La partita non è finita. Anche se i Cinque Stelle hanno segnato un punto pesante con l’emendamento di Giovanni Currò, che impone al ministero dell’Economia di presentare ogni 4 mesi al Parlamento una relazione con i nomi dei grandi debitori di Banca Carige. I quali, non restituendo i prestiti, hanno contribuito alla sofferenza dell’istituto ligure. Il prossimo passo sarà recuperare l’emendamento (dichiarato inammissibile) che punta ad aumentare la pene per i reati bancari.
La proponente, Vita Martinciglio, componente della commissione Finanze della Camera, del resto, non ha alcuna intenzione di alzare bandiera bianca. Anzi. “Stiamo parlando di uno dei pilastri della riforma in materia di banche e sistema finanziario che abbiamo in mente – spiega a La Notizia -. E riproporremo l’emendamento al primo provvedimento utile”. Più nello specifico, l’obiettivo è quello di innalzare le pene per alcune tipologie di reato: omessa comunicazione del conflitto di interessi bancario, false comunicazioni, illegale ripartizione degli utili e delle riserve, aggiotaggio e manipolazione del mercato, ma anche reati di altra natura che spesso si nascondono dietro l’attività bancaria, come il riciclaggio, l’autoriciclaggio e la truffa aggravata.

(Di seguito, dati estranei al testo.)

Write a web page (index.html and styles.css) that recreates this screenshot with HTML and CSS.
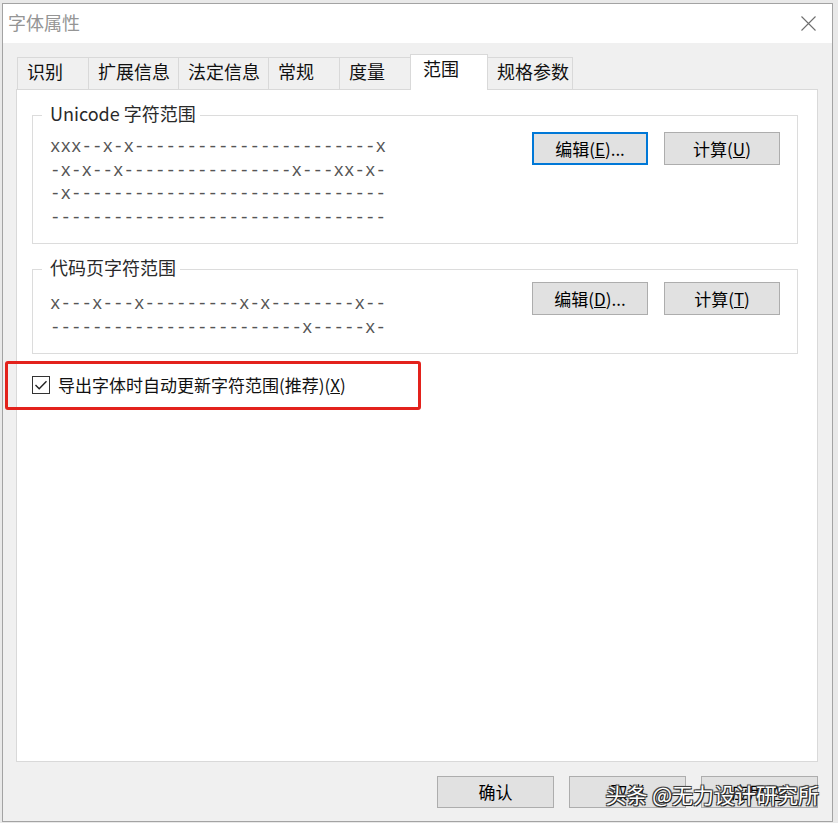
FILE: index.html
```html
<!DOCTYPE html>
<html lang="zh-CN">
<head>
<meta charset="utf-8">
<title>字体属性</title>
<link rel="stylesheet" href="styles.css">
</head>
<body>
<div class="dialog">
  <div class="titlebar">
    <span class="title">字体属性</span>
    <svg class="close" width="15" height="15" viewBox="0 0 15 15"><path d="M0.5 0.5 L14.5 14.5 M14.5 0.5 L0.5 14.5" stroke="#6e6e6e" stroke-width="1.1" fill="none"/></svg>
  </div>
  <div class="client">
    <div class="tabs">
      <div class="tab w2">识别</div>
      <div class="tab w4">扩展信息</div>
      <div class="tab w4">法定信息</div>
      <div class="tab w2">常规</div>
      <div class="tab w2">度量</div>
      <div class="tab active">范围</div>
      <div class="tab w4n">规格参数</div>
    </div>
    <div class="panel">
      <fieldset class="group">
        <legend>Unicode 字符范围</legend>
        <div class="group-body">
<pre class="map">xxx--x-x-----------------------x
-x-x--x----------------x---xx-x-
-x------------------------------
--------------------------------</pre>
          <div class="btns">
            <button class="btn focus">编辑(<u>E</u>)...</button>
            <button class="btn">计算(<u>U</u>)</button>
          </div>
        </div>
      </fieldset>
      <fieldset class="group cp">
        <legend>代码页字符范围</legend>
        <div class="group-body">
<pre class="map">x---x---x---------x-x--------x--
------------------------x-----x-</pre>
          <div class="btns">
            <button class="btn">编辑(<u>D</u>)...</button>
            <button class="btn">计算(<u>T</u>)</button>
          </div>
        </div>
      </fieldset>
      <label class="check-row">
        <span class="checkbox"><svg width="18" height="18" viewBox="0 0 18 18"><rect x="0.5" y="0.5" width="17" height="17" fill="#fff" stroke="#333"/><path d="M3.5 9 L7.2 12.7 L14.5 5.2" stroke="#222" stroke-width="1.4" fill="none"/></svg></span>
        <span class="check-label">导出字体时自动更新字符范围(推荐)(<u>X</u>)</span>
        <span class="highlight"></span>
      </label>
    </div>
    <div class="footer">
      <button class="btn fbtn">确认</button>
      <button class="btn fbtn">取消</button>
      <button class="btn fbtn">应用(<u>A</u>)</button>
      <div class="watermark">头条 @无力设计研究所</div>
    </div>
  </div>
</div>
</body>
</html>
```

FILE: styles.css
```css
html, body {
  margin: 0;
  padding: 0;
}
body {
  background: #e9e9e9;
  font-family: "Noto Sans CJK SC", "Noto Sans", sans-serif;
  width: 838px;
  height: 823px;
  overflow: hidden;
}
.dialog {
  margin: 3px 0 0 2px;
  width: 831px;
  height: 819px;
  box-sizing: border-box;
  border: 1px solid #a3a3a3;
  display: flex;
  flex-direction: column;
  background: #f0f0f0;
}
.titlebar {
  height: 39px;
  flex: none;
  background: #fff;
  display: flex;
  align-items: center;
  justify-content: space-between;
  padding: 0 16px 0 5px;
}
.title {
  font-size: 18px;
  line-height: 24px;
  color: #959595;
  margin-bottom: 3px;
}
.close {
  margin-bottom: 1px;
}
.client {
  flex: 1;
  padding: 14px 14px 0 13px;
  display: flex;
  flex-direction: column;
}
.tabs {
  display: flex;
  align-items: flex-end;
  height: 32px;
  padding-left: 1px;
}
.tab {
  height: 32px;
  box-sizing: border-box;
  border: 1px solid #d9d9d9;
  border-bottom: 0;
  background: #f0f0f0;
  font-size: 18px;
  line-height: 27px;
  padding-left: 9px;
  color: #111;
  margin-right: -1px;
  white-space: nowrap;
}
.w2 { width: 72px; }
.w4 { width: 91px; }
.w4n { width: 86px; }
.tab.active {
  width: 78px;
  height: 36px;
  background: #fff;
  margin-bottom: -1px;
  padding-left: 12px;
  position: relative;
  z-index: 1;
}
.panel {
  height: 673px;
  box-sizing: border-box;
  border: 1px solid #d9d9d9;
  background: #fff;
  padding: 0 19px 0 15px;
}
.group {
  margin: 13px 0 0;
  padding: 5px 17px 13px 17px;
  border: 1px solid #dcdcdc;
  min-width: 0;
}
.group legend {
  font-size: 18px;
  line-height: 20px;
  padding: 0 4px 4px 8px;
  margin-left: -8px;
  color: #2a2a2a;
}
.group-body {
  display: flex;
  justify-content: space-between;
  align-items: flex-start;
}
.map {
  margin: 4px 0 0;
  font-family: "Liberation Mono", monospace;
  font-size: 17.5px;
  line-height: 23.5px;
  color: #555;
}
.btns {
  display: flex;
  gap: 16px;
}
.btn {
  width: 116px;
  height: 33px;
  box-sizing: border-box;
  border: 1px solid #adadad;
  background: #e1e1e1;
  font-family: "Noto Sans CJK SC", "Noto Sans", sans-serif;
  font-size: 17px;
  line-height: 20px;
  color: #000;
  padding: 0;
}
.btn.focus {
  border: 2px solid #0078d7;
}
.group.cp {
  padding-top: 1px;
}
.group.cp .map {
  margin-top: 11px;
}
.check-row {
  display: flex;
  align-items: center;
  gap: 8px;
  margin-top: 21px;
  position: relative;
  font-size: 17px;
  line-height: 20px;
  color: #111;
}
.checkbox {
  width: 18px;
  height: 18px;
  display: block;
}
.checkbox svg { display: block; }
.highlight {
  position: absolute;
  left: -27px;
  top: -14px;
  width: 416px;
  height: 49px;
  box-sizing: border-box;
  border: 3px solid #e3221c;
  border-radius: 3px;
}
.footer {
  margin-top: 14px;
  display: flex;
  justify-content: flex-end;
  gap: 15px;
  position: relative;
}
.fbtn {
  width: 117px;
  height: 32px;
}
.watermark {
  position: absolute;
  right: -1px;
  top: 5px;
  font-size: 21px;
  line-height: 26px;
  color: #fff;
  white-space: nowrap;
  text-shadow: 1px 1px 0 #222, -1px -1px 0 #444, 1px -1px 0 #444, -1px 1px 0 #444, 0 0 2px #000;
}
```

“Chi viene condannato per aver distolto i soldi dei risparmiatori non può farla franca, ma deve andare in galera”, promette la Martinciglio. Che elenca le altre misure targate 5S in materia bancaria. “Abbiamo approvato un fondo da 1,5 miliardi di europer risarcire obbligazionisti e azionisti truffati, contro i miseri 100 milioni del fondo istituito dal governo Gentiloni. Ma lo stesso intervento su Carige ci ha consentito di rientrare nella normativa europea sulla ricapitalizzazione precauzionale, che non sarebbe stata disponibile se la banca ligure fosse stata insolvente. Se basteranno 300 milioni di garanzie pubbliche bene, se servirà effettivamente la ricapitalizzazione lo Stato diventerà proprietario di Carige – conclude -. Niente più regali ad altre banche private sulle spalle di risparmiatori e contribuenti, come è successo in passato con le due banche venete, svendute ad Intesa al prezzo simbolico di un euro”.